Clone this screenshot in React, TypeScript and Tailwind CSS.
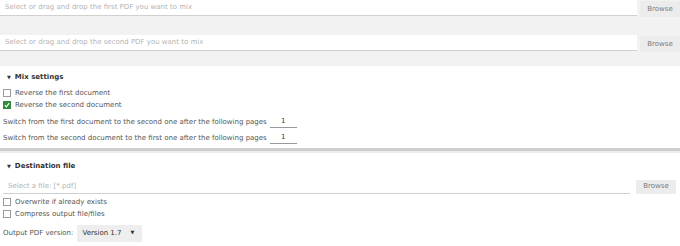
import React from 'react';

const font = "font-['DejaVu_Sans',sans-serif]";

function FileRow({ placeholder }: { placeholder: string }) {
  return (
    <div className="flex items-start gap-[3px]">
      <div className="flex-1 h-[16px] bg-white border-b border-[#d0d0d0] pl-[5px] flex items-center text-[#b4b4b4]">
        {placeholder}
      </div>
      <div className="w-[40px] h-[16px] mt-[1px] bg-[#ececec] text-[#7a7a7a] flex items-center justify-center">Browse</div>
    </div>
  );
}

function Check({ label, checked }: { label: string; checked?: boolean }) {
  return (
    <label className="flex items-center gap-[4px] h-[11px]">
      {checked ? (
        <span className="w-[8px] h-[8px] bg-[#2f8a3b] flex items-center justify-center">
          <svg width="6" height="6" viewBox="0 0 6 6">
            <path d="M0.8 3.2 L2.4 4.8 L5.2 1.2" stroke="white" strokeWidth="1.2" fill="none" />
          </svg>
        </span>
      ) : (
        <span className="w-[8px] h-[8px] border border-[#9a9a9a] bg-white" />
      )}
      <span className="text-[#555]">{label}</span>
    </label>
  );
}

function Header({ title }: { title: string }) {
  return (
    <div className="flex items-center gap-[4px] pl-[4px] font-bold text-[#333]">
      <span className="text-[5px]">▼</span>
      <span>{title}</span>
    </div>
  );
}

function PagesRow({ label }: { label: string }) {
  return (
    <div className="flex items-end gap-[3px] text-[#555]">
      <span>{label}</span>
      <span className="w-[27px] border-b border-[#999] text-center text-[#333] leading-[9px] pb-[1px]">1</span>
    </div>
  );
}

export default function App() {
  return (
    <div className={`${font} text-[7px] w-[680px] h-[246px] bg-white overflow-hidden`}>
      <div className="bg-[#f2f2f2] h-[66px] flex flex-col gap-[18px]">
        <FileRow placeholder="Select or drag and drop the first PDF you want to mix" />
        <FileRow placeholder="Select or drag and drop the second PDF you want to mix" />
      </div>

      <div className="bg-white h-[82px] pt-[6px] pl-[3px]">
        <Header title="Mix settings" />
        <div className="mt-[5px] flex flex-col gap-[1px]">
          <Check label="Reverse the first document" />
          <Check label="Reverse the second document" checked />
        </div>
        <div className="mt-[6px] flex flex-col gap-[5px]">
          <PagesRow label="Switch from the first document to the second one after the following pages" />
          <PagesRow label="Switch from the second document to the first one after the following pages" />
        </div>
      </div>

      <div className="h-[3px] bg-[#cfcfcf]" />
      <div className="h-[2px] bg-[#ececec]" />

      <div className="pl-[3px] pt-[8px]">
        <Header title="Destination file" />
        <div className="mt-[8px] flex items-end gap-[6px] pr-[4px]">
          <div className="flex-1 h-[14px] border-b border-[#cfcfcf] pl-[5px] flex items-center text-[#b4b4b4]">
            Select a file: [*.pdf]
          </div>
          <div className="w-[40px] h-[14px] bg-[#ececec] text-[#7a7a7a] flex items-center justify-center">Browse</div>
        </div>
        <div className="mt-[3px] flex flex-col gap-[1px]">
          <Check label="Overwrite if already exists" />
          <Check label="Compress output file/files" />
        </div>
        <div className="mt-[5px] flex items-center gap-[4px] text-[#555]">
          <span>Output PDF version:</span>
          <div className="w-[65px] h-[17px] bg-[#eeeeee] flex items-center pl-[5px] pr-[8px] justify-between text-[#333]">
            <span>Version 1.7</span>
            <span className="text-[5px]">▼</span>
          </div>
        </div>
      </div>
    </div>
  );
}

########################################

Write out the whole listing exactly, and drop the pictures.

Clone this screenshot in React, TypeScript and Tailwind CSS.
import React from 'react';

const font = "font-['DejaVu_Sans',sans-serif]";

function FileRow({ placeholder }: { placeholder: string }) {
  return (
    <div className="flex items-start gap-[3px]">
      <div className="flex-1 h-[16px] bg-white border-b border-[#d0d0d0] pl-[5px] flex items-center text-[#b4b4b4]">
        {placeholder}
      </div>
      <div className="w-[40px] h-[16px] mt-[1px] bg-[#ececec] text-[#7a7a7a] flex items-center justify-center">Browse</div>
    </div>
  );
}

function Check({ label, checked }: { label: string; checked?: boolean }) {
  return (
    <label className="flex items-center gap-[4px] h-[11px]">
      {checked ? (
        <span className="w-[8px] h-[8px] bg-[#2f8a3b] flex items-center justify-center">
          <svg width="6" height="6" viewBox="0 0 6 6">
            <path d="M0.8 3.2 L2.4 4.8 L5.2 1.2" stroke="white" strokeWidth="1.2" fill="none" />
          </svg>
        </span>
      ) : (
        <span className="w-[8px] h-[8px] border border-[#9a9a9a] bg-white" />
      )}
      <span className="text-[#555]">{label}</span>
    </label>
  );
}

function Header({ title }: { title: string }) {
  return (
    <div className="flex items-center gap-[4px] pl-[4px] font-bold text-[#333]">
      <span className="text-[5px]">▼</span>
      <span>{title}</span>
    </div>
  );
}

function PagesRow({ label }: { label: string }) {
  return (
    <div className="flex items-end gap-[3px] text-[#555]">
      <span>{label}</span>
      <span className="w-[27px] border-b border-[#999] text-center text-[#333] leading-[9px] pb-[1px]">1</span>
    </div>
  );
}

export default function App() {
  return (
    <div className={`${font} text-[7px] w-[680px] h-[246px] bg-white overflow-hidden`}>
      <div className="bg-[#f2f2f2] h-[66px] flex flex-col gap-[18px]">
        <FileRow placeholder="Select or drag and drop the first PDF you want to mix" />
        <FileRow placeholder="Select or drag and drop the second PDF you want to mix" />
      </div>

      <div className="bg-white h-[82px] pt-[6px] pl-[3px]">
        <Header title="Mix settings" />
        <div className="mt-[5px] flex flex-col gap-[1px]">
          <Check label="Reverse the first document" />
          <Check label="Reverse the second document" checked />
        </div>
        <div className="mt-[6px] flex flex-col gap-[5px]">
          <PagesRow label="Switch from the first document to the second one after the following pages" />
          <PagesRow label="Switch from the second document to the first one after the following pages" />
        </div>
      </div>

      <div className="h-[3px] bg-[#cfcfcf]" />
      <div className="h-[2px] bg-[#ececec]" />

      <div className="pl-[3px] pt-[8px]">
        <Header title="Destination file" />
        <div className="mt-[8px] flex items-end gap-[6px] pr-[4px]">
          <div className="flex-1 h-[14px] border-b border-[#cfcfcf] pl-[5px] flex items-center text-[#b4b4b4]">
            Select a file: [*.pdf]
          </div>
          <div className="w-[40px] h-[14px] bg-[#ececec] text-[#7a7a7a] flex items-center justify-center">Browse</div>
        </div>
        <div className="mt-[3px] flex flex-col gap-[1px]">
          <Check label="Overwrite if already exists" />
          <Check label="Compress output file/files" />
        </div>
        <div className="mt-[5px] flex items-center gap-[4px] text-[#555]">
          <span>Output PDF version:</span>
          <div className="w-[65px] h-[17px] bg-[#eeeeee] flex items-center pl-[5px] pr-[8px] justify-between text-[#333]">
            <span>Version 1.7</span>
            <span className="text-[5px]">▼</span>
          </div>
        </div>
      </div>
    </div>
  );
}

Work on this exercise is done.